After my fall 2008 hijack of Microsoft’s unclaimed listing to demonstrate the potential for damage, edits no longer showed instantaneously in the main SERPS. At the time though, Google ‘s response was the now ironic and somewhat hypocritical: “The wiki nature of Google Maps expands upon Google’s steadfast commitment to open community.”

Google though created an environment that essentially gave permission to all local sites to allow unclaimed records to be edited by anyone. It is a practice that became the industry standard. While it has always been unnerving and has lead to criminal activity, abuses and horrendous spam, it was never totally clear whether allowing unverified edits lead to a net quality gain the index or not…until now.

Here is the body of the announcement made this evening in the Maps forum:

We recently made a change to Google Maps to require all community edits to be reviewed before they are shown. In the past, some “pending” edits were shown immediately on Maps and only moderated (and sometimes denied) later on.

We’re taking this step to ensure that changes to Google Maps pass the high quality bar our users expect, while preventing SPAM and other problems from showing up before being reviewed first.

We want to empower you to be a valuable local expert by making it easy to fix and report problems you find on Google Maps. We realize it is inconvenient to wait for edits to be reviewed, and we are working hard to streamline our review process to reduce this waiting period.

Google is obviously concerned with improving the quality of the business data in their index. To some extent their future depends on it. Recently they announced the hiring of 300 temporary workers to help catch business listing and geo errors. By preventing unverified edits, Google is obviously taking another step to insure the overall quality of their data set. The change will allow them to catch fast changing information on the ground and update their index more quickly without experiencing the relentless pounding of scammers and spammers.

It marks the end of an experiment in the “wiki nature of Maps” which I am very glad to see end. There are times when the value of editorial review supersedes the “intelligence” of the crowds & community.

Please consider leaving a comment as your input will help me (& everyone else) better understand and learn about local.
Google Maps UGC: End User Edits Now Require Google Review by

17 thoughts on “Google Maps UGC: End User Edits Now Require Google Review”

  1. This is a very welcomed change. I’m hoping it will lead to quicker resolution of issues submitted via the “report a problem” link.

  2. I was a bit surprised two days ago when I noticed this happening.
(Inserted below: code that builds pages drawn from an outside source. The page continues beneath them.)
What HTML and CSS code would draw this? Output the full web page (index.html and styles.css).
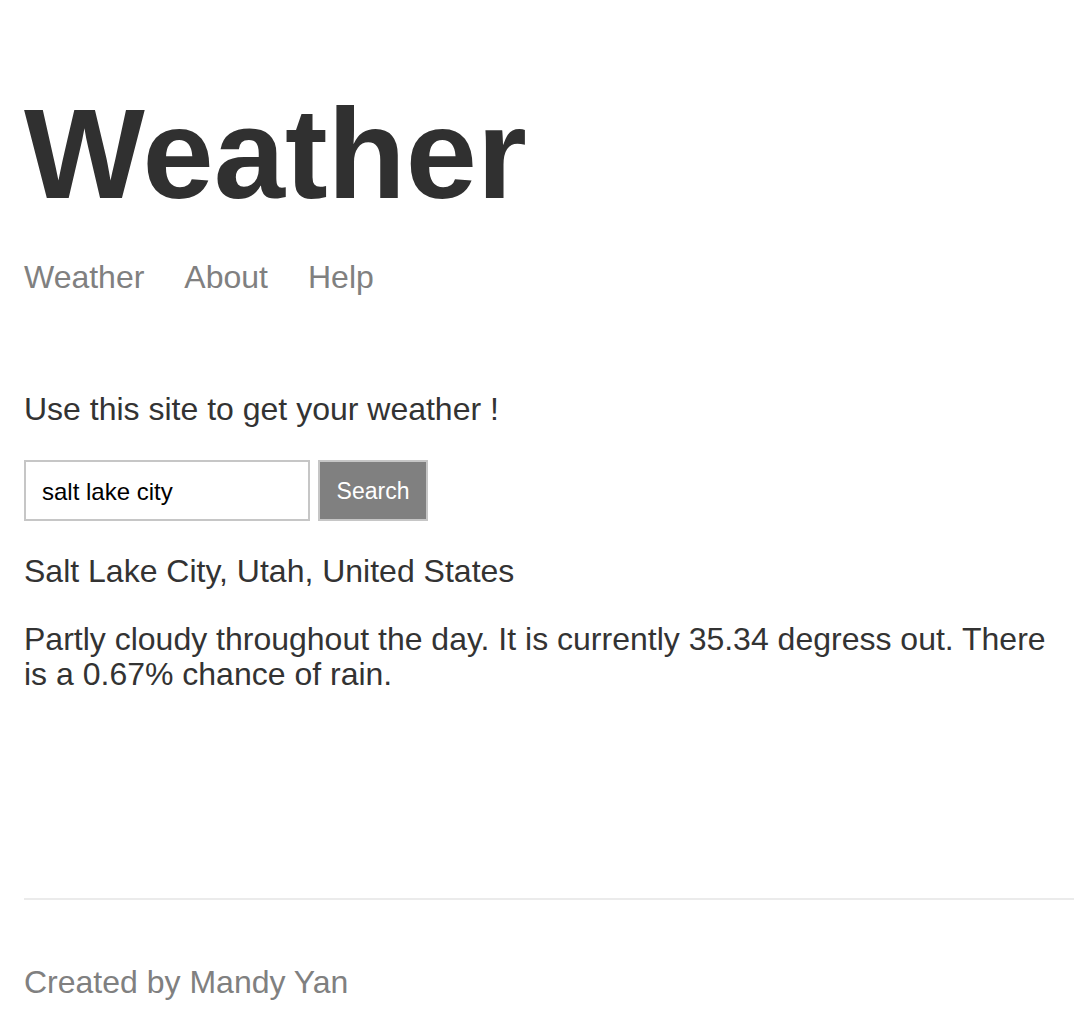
FILE: index.html
```html
<!DOCTYPE html>
<html lang="en">
<head>
<meta charset="utf-8">
<title>Weather</title>
<link rel="stylesheet" href="styles.css">
</head>
<body>
<div class="page">
  <header class="header">
    <h1 class="title">Weather</h1>
    <nav class="nav">
      <a class="nav-link" href="#">Weather</a>
      <a class="nav-link" href="#">About</a>
      <a class="nav-link" href="#">Help</a>
    </nav>
  </header>
  <main class="main">
    <p class="intro">Use this site to get your weather !</p>
    <form class="search-form">
      <input class="search-input" type="text" value="salt lake city">
      <button class="search-button" type="button">Search</button>
    </form>
    <p class="location">Salt Lake City, Utah, United States</p>
    <p class="forecast">Partly cloudy throughout the day. It is currently 35.34 degress out. There is a 0.67% chance of rain.</p>
  </main>
  <footer class="footer">
    <p class="credit">Created by Mandy Yan</p>
  </footer>
</div>
</body>
</html>
```
FILE: styles.css
```css
html, body {
  margin: 0;
  padding: 0;
  background: #ffffff;
}

body {
  font-family: "Liberation Sans", Arial, Helvetica, sans-serif;
  color: #333333;
}

.page {
  padding: 0 10px 0 24px;
}

.title {
  margin: 90px 0 0;
  font-size: 128px;
  line-height: 128px;
  font-weight: 700;
  color: #303030;
}

.nav {
  display: flex;
  gap: 40px;
  margin-top: 43px;
}

.nav-link {
  font-size: 32px;
  line-height: 32px;
  color: #808080;
  text-decoration: none;
}

.main {
  padding-top: 100px;
}

.intro {
  margin: 0;
  font-size: 32px;
  line-height: 32px;
}

.search-form {
  display: flex;
  gap: 8px;
  margin-top: 35px;
}

.search-input {
  box-sizing: border-box;
  width: 286px;
  height: 61px;
  margin: 0;
  padding: 2px 16px 0;
  border: 2px solid #c6c6c6;
  border-radius: 0;
  font-family: "Liberation Sans", Arial, sans-serif;
  font-size: 24px;
  color: #000000;
  outline: none;
}

.search-button {
  box-sizing: border-box;
  width: 110px;
  height: 61px;
  margin: 0;
  padding: 2px 0 0;
  border: 2px solid #c6c6c6;
  border-radius: 0;
  background: #808080;
  color: #ffffff;
  font-family: "Liberation Sans", Arial, sans-serif;
  font-size: 23px;
}

.location {
  margin: 34px 0 0;
  font-size: 32px;
  line-height: 32px;
}

.forecast {
  margin: 35px 0 0;
  font-size: 32px;
  line-height: 35px;
}

.footer {
  margin-top: 206px;
  border-top: 2px solid #ebebeb;
  padding-top: 66px;
  padding-bottom: 20px;
}

.credit {
  margin: 0;
  font-size: 32px;
  line-height: 32px;
  color: #808080;
}
```
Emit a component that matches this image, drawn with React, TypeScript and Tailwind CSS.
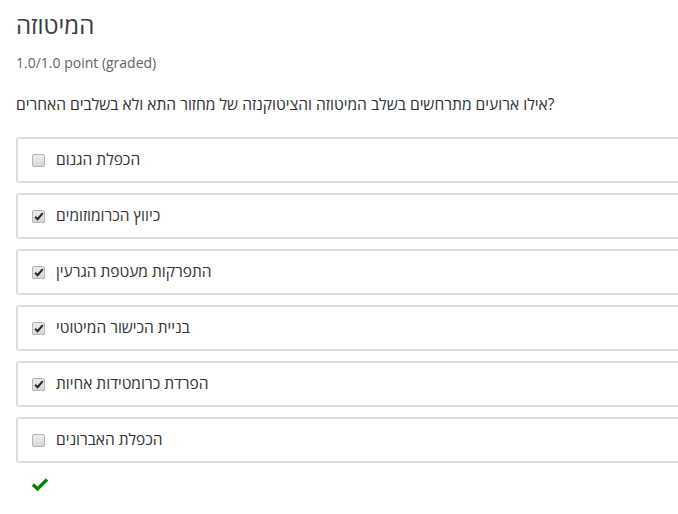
import React from "react";

const options = [
  { label: "הכפלת הגנום", checked: false },
  { label: "כיווץ הכרומוזומים", checked: true },
  { label: "התפרקות מעטפת הגרעין", checked: true },
  { label: "בניית הכישור המיטוטי", checked: true },
  { label: "הפרדת כרומטידות אחיות", checked: true },
  { label: "הכפלת האברונים", checked: false },
];

function Box({ checked }: { checked: boolean }) {
  return (
    <span className="w-[13px] h-[13px] shrink-0 rounded-[2px] border border-[#b4b4b4] bg-gradient-to-b from-[#eeeeee] to-[#d6d6d6] flex items-center justify-center">
      {checked && (
        <svg width="10" height="9" viewBox="0 0 10 9">
          <path d="M1.2 4.8 L3.6 7.2 L8.8 1.2" stroke="#222" strokeWidth="2" fill="none" />
        </svg>
      )}
    </span>
  );
}

export default function App() {
  return (
    <div className="w-[678px] h-[514px] overflow-hidden bg-white" style={{ fontFamily: '"Open Sans", "Noto Sans", sans-serif' }}>
      <div className="w-[740px] pl-4 pt-[8px]">
        <h2 className="text-[24px] leading-[34px] text-[#3c3c3c]">המיטוזה</h2>
        <div className="mt-[11px] text-[14px] leading-5 text-[#646464]">1.0/1.0 point (graded)</div>
        <p className="mt-[21px] text-[15.6px] leading-5 text-[#313131]">אילו ארועים מתרחשים בשלב המיטוזה והציטוקנזה של מחזור התא ולא בשלבים האחרים?</p>
        <div className="mt-[23px] flex flex-col gap-[10px]">
          {options.map((o) => (
            <label key={o.label} className="h-[46px] border-2 border-[#dedede] rounded-[3px] flex items-center pl-[14px] gap-[11px]">
              <Box checked={o.checked} />
              <span className="text-[15.5px] text-[#313131]">{o.label}</span>
            </label>
          ))}
        </div>
        <div className="mt-[14px] pl-[15px]">
          <svg width="18" height="14" viewBox="0 0 18 14">
            <path d="M2 7.5 L6.5 12 L16 2.5" stroke="#008100" strokeWidth="3.2" fill="none" />
          </svg>
        </div>
      </div>
    </div>
  );
}
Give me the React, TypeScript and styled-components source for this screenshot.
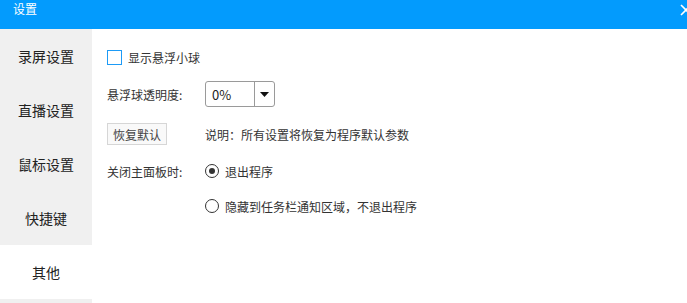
import React from "react";
import styled, { createGlobalStyle } from "styled-components";

const Global = createGlobalStyle`
  html, body { margin: 0; padding: 0; background: #fff; }
  body { font-family: "Noto Sans CJK SC", "Microsoft YaHei", sans-serif; }
  * { box-sizing: border-box; }
`;

const Window = styled.div`
  width: 687px;
  height: 303px;
  overflow: hidden;
  display: flex;
  flex-direction: column;
  background: #fff;
`;

const TitleBar = styled.div`
  height: 29px;
  flex: none;
  background: #039bfd;
  color: #fff;
  display: flex;
  align-items: flex-start;
  justify-content: space-between;
  padding-left: 13px;
  overflow: hidden;
`;

const Title = styled.div`
  font-size: 12px;
  line-height: 18px;
`;

const CloseIcon = styled.svg`
  margin-top: 4px;
  margin-right: -5px;
  flex: none;
`;

const Body = styled.div`
  flex: 1;
  display: flex;
  min-height: 0;
`;

const Sidebar = styled.nav`
  width: 92px;
  flex: none;
  background: #f0f0f0;
  display: flex;
  flex-direction: column;
`;

const NavItem = styled.div<{ $active?: boolean }>`
  height: 54px;
  display: flex;
  align-items: center;
  justify-content: center;
  font-size: 14px;
  color: #222;
  background: ${(p) => (p.$active ? "#fff" : "transparent")};
`;

const Content = styled.div`
  flex: 1;
  padding: 15px 0 0 15px;
  display: flex;
  flex-direction: column;
  font-size: 12px;
  color: #333;
`;

const Row = styled.div<{ $space?: number }>`
  display: grid;
  grid-template-columns: 98px auto;
  align-items: center;
  height: 26px;
  margin-top: ${(p) => p.$space ?? 0}px;
`;

const Inline = styled.label`
  grid-column: 1 / span 2;
  display: flex;
  align-items: center;
  gap: 6px;
`;

const Checkbox = styled.span`
  width: 15px;
  height: 15px;
  border: 1px solid #1d9bf6;
  background: #fff;
`;

const Label = styled.span`
  white-space: nowrap;
`;

const Select = styled.div`
  width: 70px;
  height: 26px;
  border: 1px solid #9a9a9a;
  border-radius: 3px;
  display: flex;
  background: #fff;
`;

const SelectValue = styled.div`
  width: 49px;
  border-right: 1px solid #9a9a9a;
  display: flex;
  align-items: center;
  padding-left: 6px;
  font-size: 13px;
  color: #222;
`;

const SelectArrow = styled.div`
  flex: 1;
  display: flex;
  align-items: center;
  justify-content: center;
`;

const Button = styled.button`
  width: 60px;
  height: 22px;
  padding: 0;
  border: 1px solid #d6d6d6;
  background: #f9f9f9;
  font: inherit;
  font-size: 12px;
  color: #444;
`;

const Radio = styled.span<{ $checked?: boolean }>`
  width: 14px;
  height: 14px;
  border-radius: 50%;
  border: 1px solid #333;
  display: flex;
  align-items: center;
  justify-content: center;
  &::after {
    content: "";
    width: 6px;
    height: 6px;
    border-radius: 50%;
    background: #333;
    display: ${(p) => (p.$checked ? "block" : "none")};
  }
`;

const Option = styled.label`
  grid-column: 2;
  display: flex;
  align-items: center;
  gap: 6px;
`;

const nav = ["录屏设置", "直播设置", "鼠标设置", "快捷键", "其他"];

export default function App() {
  return (
    <>
      <Global />
      <Window>
        <TitleBar>
          <Title>设置</Title>
          <CloseIcon width="12" height="12" viewBox="0 0 12 12">
            <path d="M1 1 L11 11 M11 1 L1 11" stroke="#fff" strokeWidth="1.6" fill="none" />
          </CloseIcon>
        </TitleBar>
        <Body>
          <Sidebar>
            {nav.map((n) => (
              <NavItem key={n} $active={n === "其他"}>
                {n}
              </NavItem>
            ))}
          </Sidebar>
          <Content>
            <Row>
              <Inline>
                <Checkbox />
                <Label>显示悬浮小球</Label>
              </Inline>
            </Row>
            <Row $space={11}>
              <Label>悬浮球透明度:</Label>
              <Select>
                <SelectValue>0%</SelectValue>
                <SelectArrow>
                  <svg width="9" height="5" viewBox="0 0 9 5">
                    <path d="M0 0 H9 L4.5 5 Z" fill="#111" />
                  </svg>
                </SelectArrow>
              </Select>
            </Row>
            <Row $space={14}>
              <Button>恢复默认</Button>
              <Label>说明：所有设置将恢复为程序默认参数</Label>
            </Row>
            <Row $space={11}>
              <Label>关闭主面板时:</Label>
              <Option>
                <Radio $checked />
                <Label>退出程序</Label>
              </Option>
            </Row>
            <Row $space={9}>
              <Option>
                <Radio />
                <Label>隐藏到任务栏通知区域，不退出程序</Label>
              </Option>
            </Row>
          </Content>
        </Body>
      </Window>
    </>
  );
}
I made a community edit, and the changes went live very quickly (less than half an hour).

    When I went in to view the edit history, sure enough, it showed:
    “Changed on May 24, 2010, 1:23pm by Jim…” followed by the details of the change, then:
    “Approved on May 24, 2010, 1:55pm by Google Moderator Charisse”

    Here’s a screenshot of the edit history.

    What I find even more interesting is right underneath the details of the edit, it lists “interesting noted about this edit.” For this particular edit, there are two notes:

    1. “Edits in this region always need moderation.” – does this mean there are also regions that don’t need moderation?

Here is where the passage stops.